Broadberry, S, B M S Campbell, A Klein, M Overton, B van Leeuwen (2015), British Economic Growth, 1270–1870, Cambridge University Press.

Carlton, C (1974), The Court of Orphans, Leicester University Press.

Clark, G (2005), “The Condition of the Working Class in England, 1209–2004”, Journal of Political Economy 113(6): 1307–1340.

Coffman, D, J Stephenson, and N Sussman (2019), "Financing the rebuilding of the City of London after the Great Fire of 1666", working paper.

Habakkuk, H J (1952), “The Long-Term Rate of Interest and the Price of Land in the Seventeenth Century”, The Economic History Review 5(1): 26–45.

Kelly, M, and C Ó Gráda (2016), “Adam Smith, Watch Prices, and the Industrial Revolution”, The Quarterly Journal of Economics 131(4): 1727–52. 

North, D C, and B R Weingast (1989), “Constitutions and Commitment: The Evolution of Institutions Governing Public Choice in Seventeenth-Century England”, The Journal of Economic History 49(4): 803–832.

Quinn, S (1997), “Goldsmith-Banking: Mutual Acceptance and Interbanker Clearing in Restoration London”, Explorations in Economic History 34(4): 411–32. 

Reinhart, C M, and K S Rogoff (2009), This Time Is Different: Eight Centuries of Financial Folly, Princeton University Press.
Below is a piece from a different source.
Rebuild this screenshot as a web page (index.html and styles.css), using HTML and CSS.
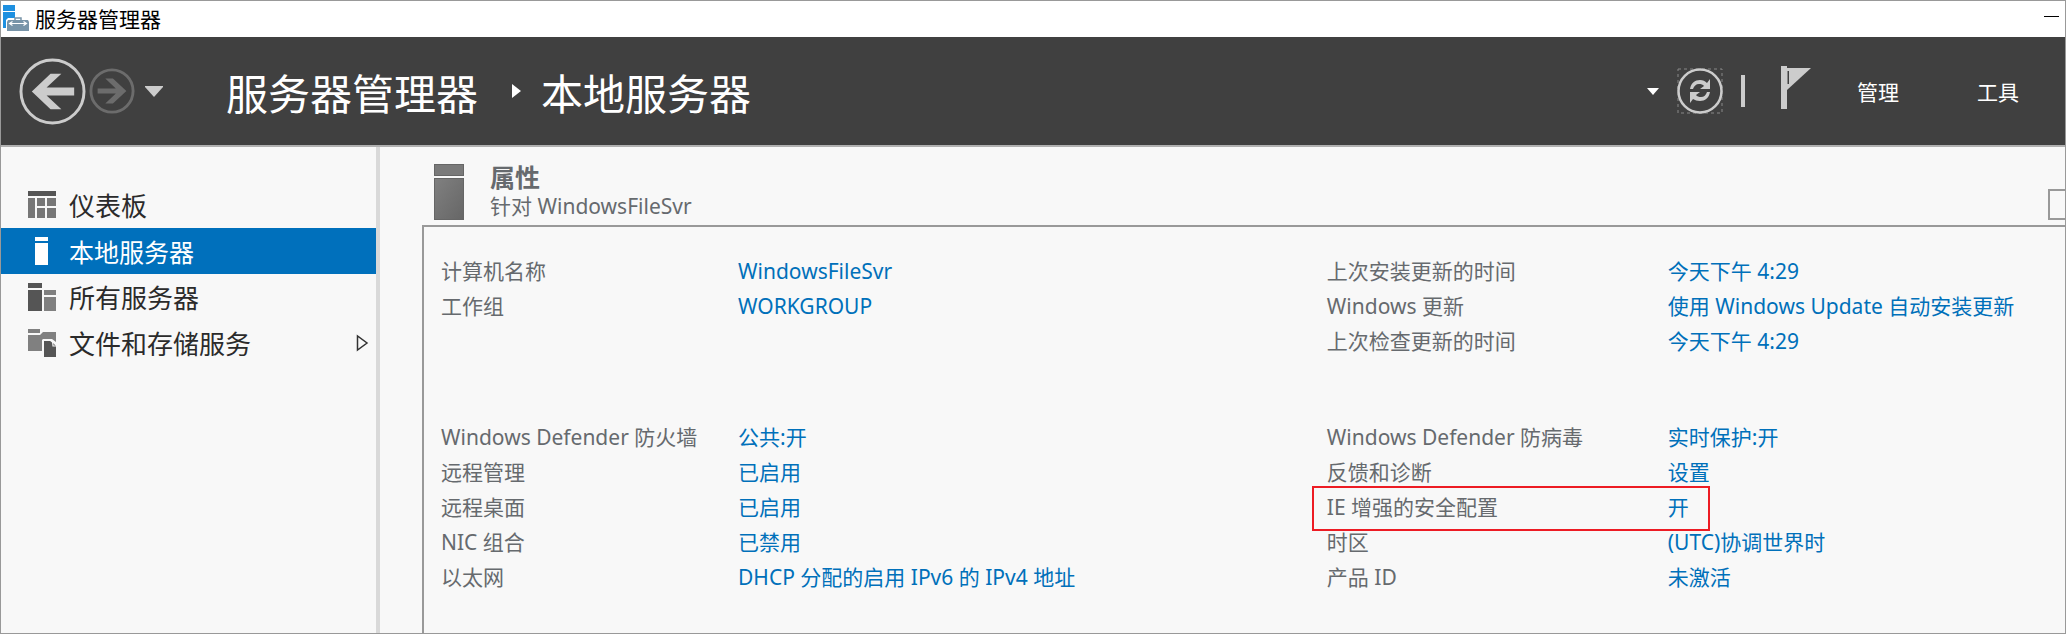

Roseveare, H (1991), The Financial Revolution, 1660-1760, Longman.

Sussman, N (2019), "The Financial Development of London in the 17th Century Revisited: A View from the Accounts of the Corporation of London", CEPR discussion paper 13920.

Endnotes

[1] The early history of the financial intermediation by the Corporation of London was studied by Ashton (1960), who mainly looked at the forced loans imposed on the Corporation before the Civil War. Carlton (1974) studied the Corporation of London’s orphan’s fund.

[2] Quoted in Footnote 4 of Habbakuk (1952).